There is a portion of people I work with who have had to drain virtually all of their retirement savings, including all RRSPs, in order to get onto welfare, after their short stint with Employment Insurance did not yield them with any job prospects despite earnestly trying to find work.  For the sake of what was supposed to be "short term" assistance, these folks were pushed in making permanent damage to their credit histories, life chances as well as possibility of even retiring at all, if they should ever re-enter the workforce.  This asset stripping only guarantees that more people will be reliant on the tax base if and when they retire.  Now, with the prospect of having to wait an extra two years to retire, seniors will likely be forced to spend an extra two years on welfare before they can apply for their seniors' benefits.

This trend is happening around us as spin masters continue to control mainstream messages from the media that make it look like everybody is at their earnings peak, have plenty of opportunities and choices in how to "plan" their retirement.  These ads are often followed by commercials featuring luxury vehicles that many of us could only dream of owning.  People like myself wonder who is actually buying these cars, especially when all I hear around me is how this company or that one is laying off dozens or even hundreds of workers, or as more people come into my office trying to battle the Workplace Safety and Insurance Board, which to some extent is attempting to mirror its counterparts in the private sector: collecting premiums, but failing or refusing to pay our claims.  This runs counter to compromise made under Meredith in 1915, whereby employers pay into a "no fault" insurance plan, where if any of their employees get injured, they will be compensated by this plan and given health care without the employers risking getting sued.  Many of them are forced to downgrade into much lower paid employment, or to risk re-injuring themselves by returning to their original employer where they hurt themselves.

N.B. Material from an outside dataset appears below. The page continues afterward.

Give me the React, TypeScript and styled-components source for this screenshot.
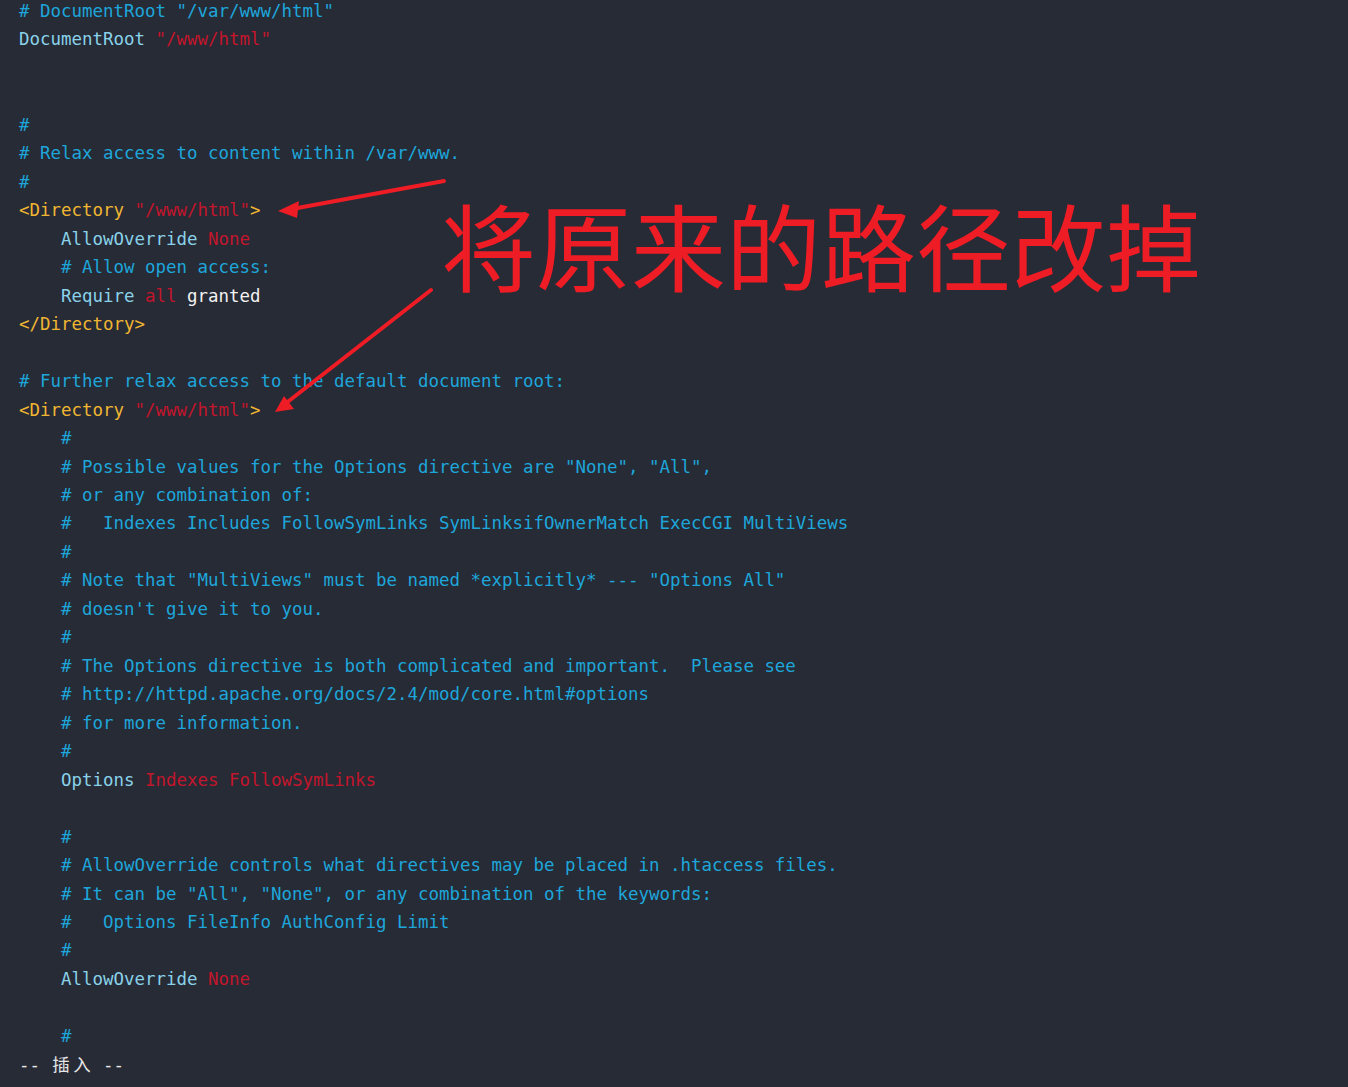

I don't see the world with rose coloured glasses, nor do I have any religious faith to hold onto, because I am a realist.  I see what I see, and I observe history in the making.  Understanding how history has played out in the past, I certainly am not confident it will play out much better in the future, especially when people who make the decisions about the rest of us do not have to live with the consequences of these decisions.  In a chat with a disgruntled union worker the other day, he reminded me how he tried to get the by-laws changed to impose term limits on union executives, so once they negotiate deals with their employer, they have to someday return to the floor and live with what they just bargained for.  Unfortunately, it seems that the union in question has had the same leadership for many, many years and will probably not change in the near future.  Given the sinecure of these positions, it is hardly likely that these same union leaders and bargaining teams will give a damn about how their negotiations impact on the workers on the floor.

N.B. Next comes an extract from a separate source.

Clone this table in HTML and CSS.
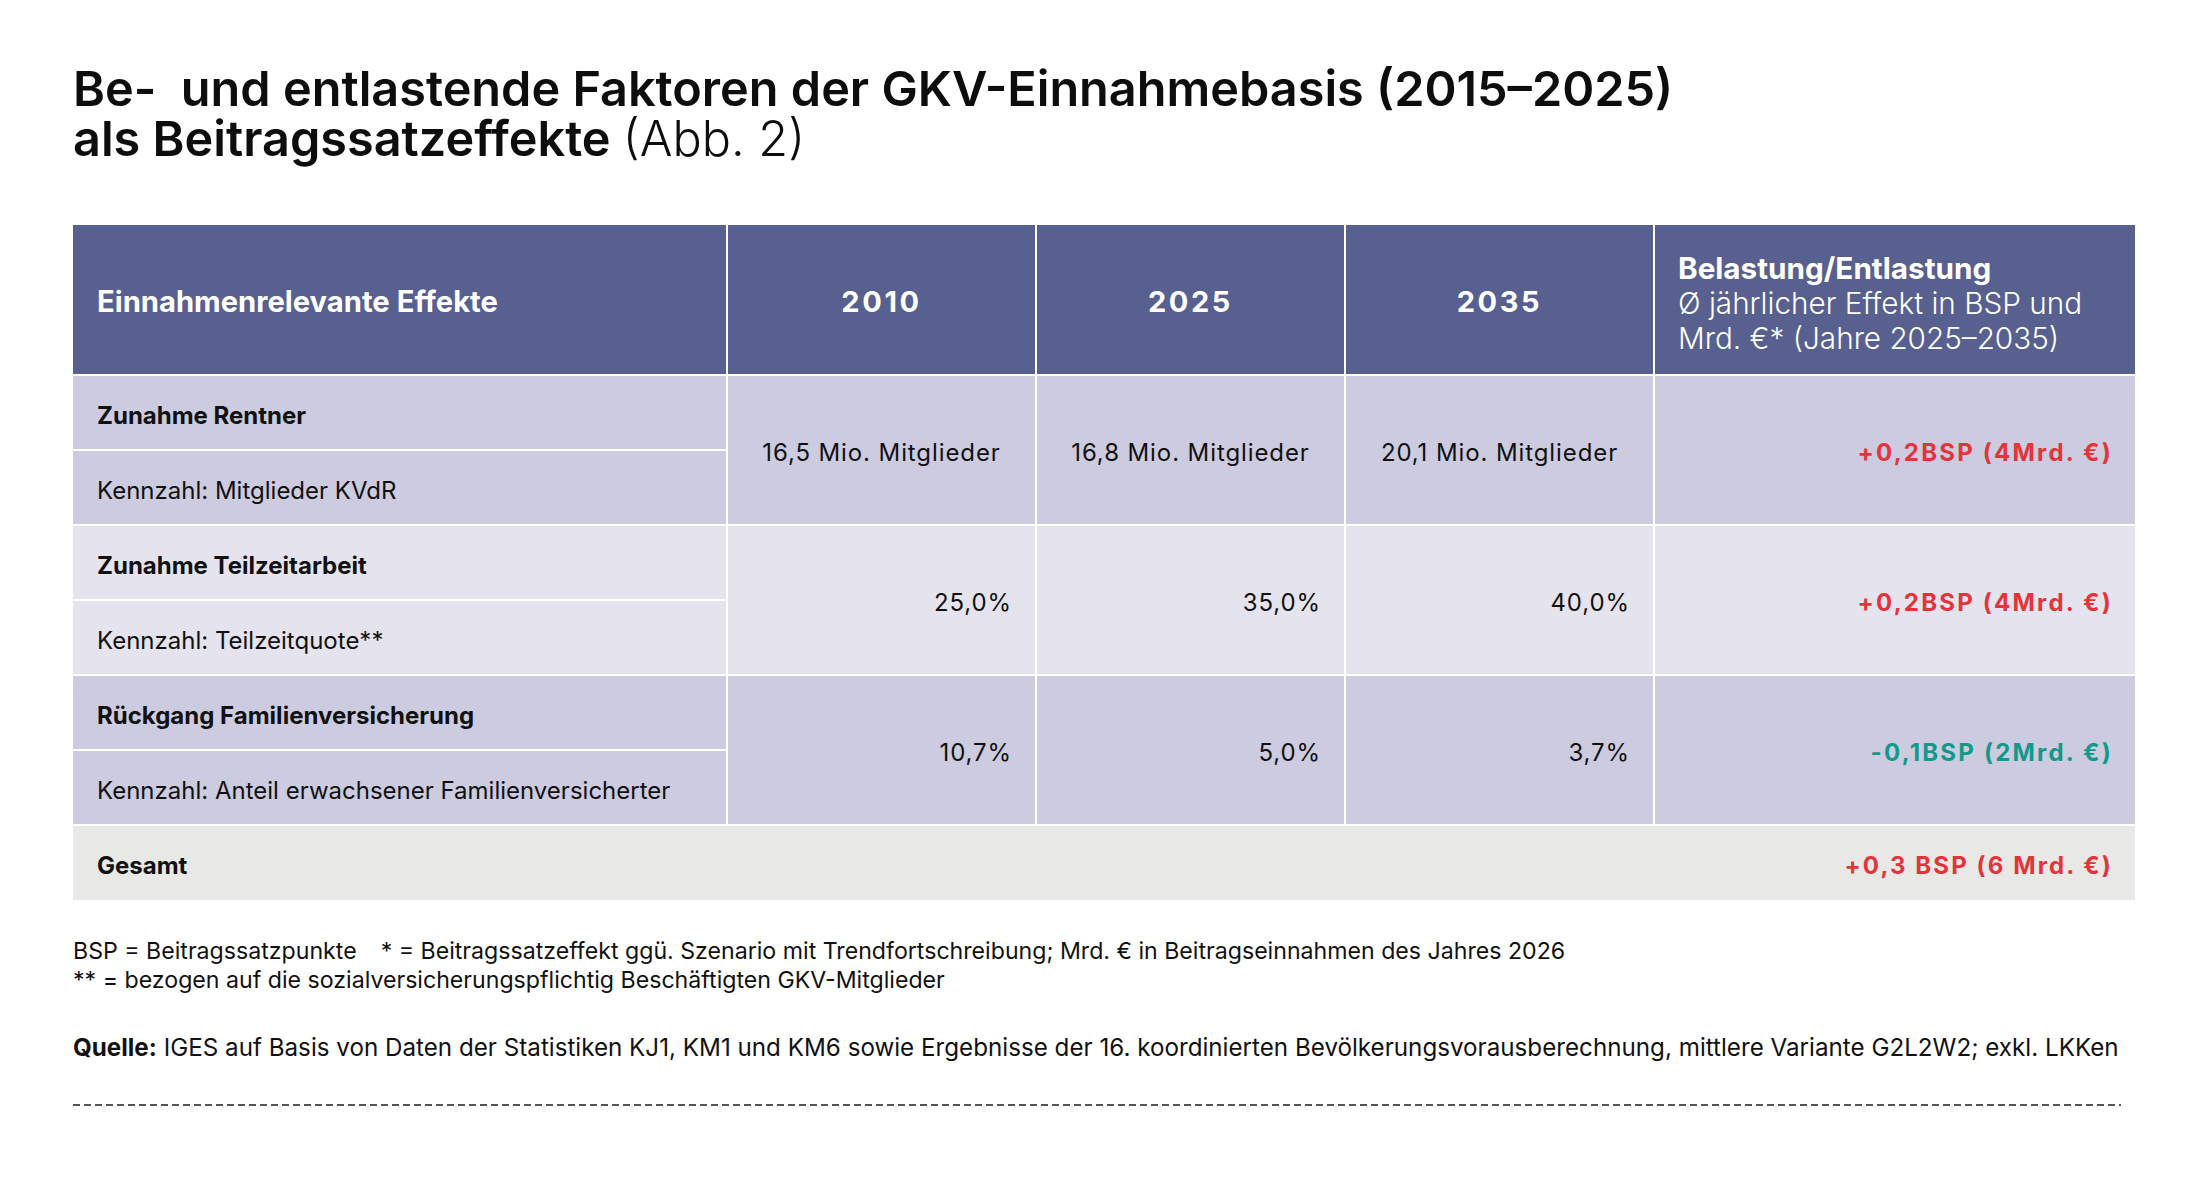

In the meantime, the even less fortunate, those of us that have fallen from the tree, these bright messages about Freedom 55 and travel and leisure in one's "golden years" mean absolutely nothing, as most of us continue to struggle with mortgages, debts and out of pocket health care expenses, that are simply not in our budgets as we attempt to squeeze every penny of our OAS/GIS incomes.  Even many who are presently on ODSP seem to be joyous once they hit sixty five, believing their problems are over, only until they discover they are no longer covered for certain home care services, the 25% portion of assistive devices under the ADP program, or for dental care or eyeglasses.  None of these people will be going away very soon on any kind of vacation.  They will be lucky enough to even hold onto their homes.

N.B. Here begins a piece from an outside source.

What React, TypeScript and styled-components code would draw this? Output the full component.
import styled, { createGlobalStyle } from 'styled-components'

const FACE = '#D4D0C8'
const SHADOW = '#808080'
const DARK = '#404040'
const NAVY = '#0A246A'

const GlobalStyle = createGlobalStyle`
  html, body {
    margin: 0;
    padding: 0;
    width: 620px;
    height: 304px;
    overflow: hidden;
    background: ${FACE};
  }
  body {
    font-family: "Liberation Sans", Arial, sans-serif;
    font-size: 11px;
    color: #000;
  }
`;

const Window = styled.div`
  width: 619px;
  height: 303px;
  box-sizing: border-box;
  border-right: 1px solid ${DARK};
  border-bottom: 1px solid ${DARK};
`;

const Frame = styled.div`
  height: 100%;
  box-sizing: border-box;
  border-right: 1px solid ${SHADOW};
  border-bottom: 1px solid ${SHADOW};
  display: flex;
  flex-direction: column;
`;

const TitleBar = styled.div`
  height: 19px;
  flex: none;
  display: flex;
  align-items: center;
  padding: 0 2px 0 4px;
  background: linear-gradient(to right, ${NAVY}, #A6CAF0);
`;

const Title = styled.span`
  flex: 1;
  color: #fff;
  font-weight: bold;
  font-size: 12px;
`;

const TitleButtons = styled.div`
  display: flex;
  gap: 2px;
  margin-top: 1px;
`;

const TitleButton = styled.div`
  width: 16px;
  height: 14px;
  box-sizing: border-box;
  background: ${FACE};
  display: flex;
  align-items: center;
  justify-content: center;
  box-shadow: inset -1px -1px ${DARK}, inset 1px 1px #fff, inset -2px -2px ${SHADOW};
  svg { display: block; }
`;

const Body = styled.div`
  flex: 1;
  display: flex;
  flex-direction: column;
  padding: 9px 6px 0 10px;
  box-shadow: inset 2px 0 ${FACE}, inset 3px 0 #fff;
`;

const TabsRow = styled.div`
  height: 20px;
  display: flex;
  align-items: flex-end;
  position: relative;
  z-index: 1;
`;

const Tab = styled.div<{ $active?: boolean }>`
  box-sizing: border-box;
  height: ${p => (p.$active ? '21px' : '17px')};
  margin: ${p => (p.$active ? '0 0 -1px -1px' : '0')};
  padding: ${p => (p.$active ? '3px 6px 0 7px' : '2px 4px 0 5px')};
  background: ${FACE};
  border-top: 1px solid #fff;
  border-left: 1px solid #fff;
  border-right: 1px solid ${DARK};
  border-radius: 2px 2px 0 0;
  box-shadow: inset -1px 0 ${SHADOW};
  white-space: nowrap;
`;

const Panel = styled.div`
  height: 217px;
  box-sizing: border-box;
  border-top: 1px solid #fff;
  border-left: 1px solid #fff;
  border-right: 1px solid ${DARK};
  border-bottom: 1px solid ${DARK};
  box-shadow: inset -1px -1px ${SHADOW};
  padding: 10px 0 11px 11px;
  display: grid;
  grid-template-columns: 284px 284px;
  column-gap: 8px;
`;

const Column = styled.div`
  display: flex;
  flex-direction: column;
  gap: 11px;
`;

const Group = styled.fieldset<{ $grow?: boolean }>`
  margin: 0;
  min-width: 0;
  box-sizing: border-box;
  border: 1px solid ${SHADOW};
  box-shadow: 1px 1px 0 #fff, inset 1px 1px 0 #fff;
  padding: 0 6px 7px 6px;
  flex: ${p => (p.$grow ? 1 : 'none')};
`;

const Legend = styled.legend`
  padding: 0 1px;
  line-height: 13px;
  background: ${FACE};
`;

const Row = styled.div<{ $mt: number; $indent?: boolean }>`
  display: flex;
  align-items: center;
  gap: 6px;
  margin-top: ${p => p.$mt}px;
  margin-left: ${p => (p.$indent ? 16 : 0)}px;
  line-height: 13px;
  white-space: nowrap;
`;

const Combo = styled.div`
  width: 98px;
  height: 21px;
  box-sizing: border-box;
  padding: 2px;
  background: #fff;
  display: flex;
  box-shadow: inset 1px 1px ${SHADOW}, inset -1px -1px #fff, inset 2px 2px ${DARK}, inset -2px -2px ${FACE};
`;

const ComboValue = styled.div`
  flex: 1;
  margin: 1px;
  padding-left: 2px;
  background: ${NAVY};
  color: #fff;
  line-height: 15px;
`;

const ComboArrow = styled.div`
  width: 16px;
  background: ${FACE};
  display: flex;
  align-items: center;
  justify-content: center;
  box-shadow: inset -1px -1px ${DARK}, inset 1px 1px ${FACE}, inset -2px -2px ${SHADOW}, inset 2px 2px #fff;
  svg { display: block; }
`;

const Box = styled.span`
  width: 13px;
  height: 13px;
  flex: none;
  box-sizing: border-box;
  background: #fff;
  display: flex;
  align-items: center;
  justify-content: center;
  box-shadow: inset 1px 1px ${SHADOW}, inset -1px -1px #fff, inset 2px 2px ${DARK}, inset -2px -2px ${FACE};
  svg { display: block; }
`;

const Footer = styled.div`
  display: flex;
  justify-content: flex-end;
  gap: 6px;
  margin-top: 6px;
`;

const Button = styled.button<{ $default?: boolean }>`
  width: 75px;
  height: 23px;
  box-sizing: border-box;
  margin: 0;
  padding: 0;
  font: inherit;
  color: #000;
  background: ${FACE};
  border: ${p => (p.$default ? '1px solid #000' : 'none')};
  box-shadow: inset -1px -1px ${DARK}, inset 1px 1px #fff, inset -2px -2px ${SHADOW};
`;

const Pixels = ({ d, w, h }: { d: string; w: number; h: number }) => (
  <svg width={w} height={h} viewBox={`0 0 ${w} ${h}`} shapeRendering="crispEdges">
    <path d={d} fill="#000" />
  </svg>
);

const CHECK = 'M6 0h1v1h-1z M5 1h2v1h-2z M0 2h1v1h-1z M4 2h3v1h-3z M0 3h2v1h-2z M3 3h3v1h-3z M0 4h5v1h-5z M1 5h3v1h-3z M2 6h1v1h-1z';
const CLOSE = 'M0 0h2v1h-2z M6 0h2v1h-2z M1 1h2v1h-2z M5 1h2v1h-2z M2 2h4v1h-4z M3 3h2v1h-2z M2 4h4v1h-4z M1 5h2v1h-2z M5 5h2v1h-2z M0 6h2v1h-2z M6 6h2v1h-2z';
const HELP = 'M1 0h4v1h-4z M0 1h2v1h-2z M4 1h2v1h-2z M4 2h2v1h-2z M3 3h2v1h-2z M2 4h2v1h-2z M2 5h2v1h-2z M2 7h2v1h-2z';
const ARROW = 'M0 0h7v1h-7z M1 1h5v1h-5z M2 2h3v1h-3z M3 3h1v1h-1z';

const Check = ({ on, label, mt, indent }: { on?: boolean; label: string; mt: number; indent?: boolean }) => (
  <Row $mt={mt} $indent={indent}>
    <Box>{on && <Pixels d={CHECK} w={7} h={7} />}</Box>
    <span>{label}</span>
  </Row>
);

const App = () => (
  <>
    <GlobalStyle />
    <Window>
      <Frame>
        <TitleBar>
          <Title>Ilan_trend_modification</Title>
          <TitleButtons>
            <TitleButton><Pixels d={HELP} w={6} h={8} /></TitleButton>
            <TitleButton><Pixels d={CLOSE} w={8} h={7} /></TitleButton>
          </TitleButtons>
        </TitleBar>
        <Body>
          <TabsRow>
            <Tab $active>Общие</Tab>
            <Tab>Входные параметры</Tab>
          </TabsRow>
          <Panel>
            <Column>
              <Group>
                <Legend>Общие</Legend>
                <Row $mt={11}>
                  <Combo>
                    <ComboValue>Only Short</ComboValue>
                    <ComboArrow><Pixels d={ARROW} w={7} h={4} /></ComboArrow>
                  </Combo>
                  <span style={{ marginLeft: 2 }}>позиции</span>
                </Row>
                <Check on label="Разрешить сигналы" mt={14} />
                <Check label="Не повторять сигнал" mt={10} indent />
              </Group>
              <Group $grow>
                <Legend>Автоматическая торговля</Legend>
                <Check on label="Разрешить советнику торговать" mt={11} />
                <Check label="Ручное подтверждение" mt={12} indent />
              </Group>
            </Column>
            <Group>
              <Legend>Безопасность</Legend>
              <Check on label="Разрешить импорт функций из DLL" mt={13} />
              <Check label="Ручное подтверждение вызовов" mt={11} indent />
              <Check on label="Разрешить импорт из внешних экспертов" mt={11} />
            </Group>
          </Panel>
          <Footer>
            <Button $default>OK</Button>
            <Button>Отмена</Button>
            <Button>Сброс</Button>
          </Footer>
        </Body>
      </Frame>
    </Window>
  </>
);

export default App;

At the same time, our governments are throwing good money after seniors that are wealthy enough to afford decent homes and could afford significant renovations up front, in order to benefit from tax credits directed to assist them in remaining in their own homes.  These same seniors are portrayed in such commercials like the Premier Care bath commercials, where a relatively healthy senior lies back in a jacuzzi like setting in a bathroom that is typically larger than most of our living rooms. Low income seniors do not have the same options, even if they are able to hold onto their homes.  However, if they become too ill, they are more likely than wealthier seniors to be shipped off to nursing homes where they get stuck in a room with three other people for the rest of their lives, with only about $30 a week to spend on personal hygiene needs.  Many also languish all day in wet diapers tied down in restraints.  These are not the people that Harper envisions helping to live long and healthy lives.

All I can envision from the powers that be at this stage is a clucking of their tongues, rebuking these unfortunate souls, reprimanding them for not saving enough to pay for their own retirement, or getting themselves too deeply into debt, despite the fact many of these people ended up that way because otherwise, they would not be able to pay the bills to allow them to eat and have a roof over their head in the same month.  At the same time, these same powers that be held publicly paid positions resulting in generous pensions that amount to more than most working people earn in a year, actually wondering why other people can't be more like they were: so damned responsible, parsimonious and careful.  Yeah, sure.

This can be resolved easily.  Publicly funded pensions need to be transformed to defined contribution plans, while political positions should carry no pension entitlements at all.  Politicians should accept whatever options other Canadians are forced to live with in their own retirements.  It pleases me when Hudak speaks of rich public sector pensions given to public sector workers, such as government workers, teachers, fire fighters and others, while those of us with no pension whatsoever have to continue to pay taxes to pay for them to retire in greater dignity than we can ever dream of.  But aside from simply demolishing years of collective agreements for public sector workers, these same politicians also need to increase the rest of our pensions so that nobody retires in poverty, including the widows that never worked outside of the home or people that lived with disabilities that prevented them from working and contributing to their own pensions.

Those of us approaching our fifties are the ones that will have to take the reigns of this issue today to force politicians to come back to earth and rebuild a system of support for seniors that will enable any of us to live comfortably in our "golden years".  Some of you might be wondering if this will cost a fortune, thinking more money from "the taxpayers" will now have to be distributed to more and more people, particularly as those approaching or entering retirement create a bulge in our population demographic.  My belief is that doing this will cut back substantially on the number of seniors forced into nursing homes, or requiring expensive home care for illnesses that could have been prevented by better home environments or healthy diets, etc.  There are many ways this can be financed, not necessarily wholly by tax dollars, but this is a discussion for a different time.  I just don't know why, but this whole talk of RRSPs is depressing to the people I work with that are not allowed to have significant savings, have had to drain their previous retirement accounts, or if they deposit any money into their RDSPs, for the few that qualify to get one, are penalized for the income that this came from, especially if it came from employment.

A major re-think of our social security anybody?  The time is now.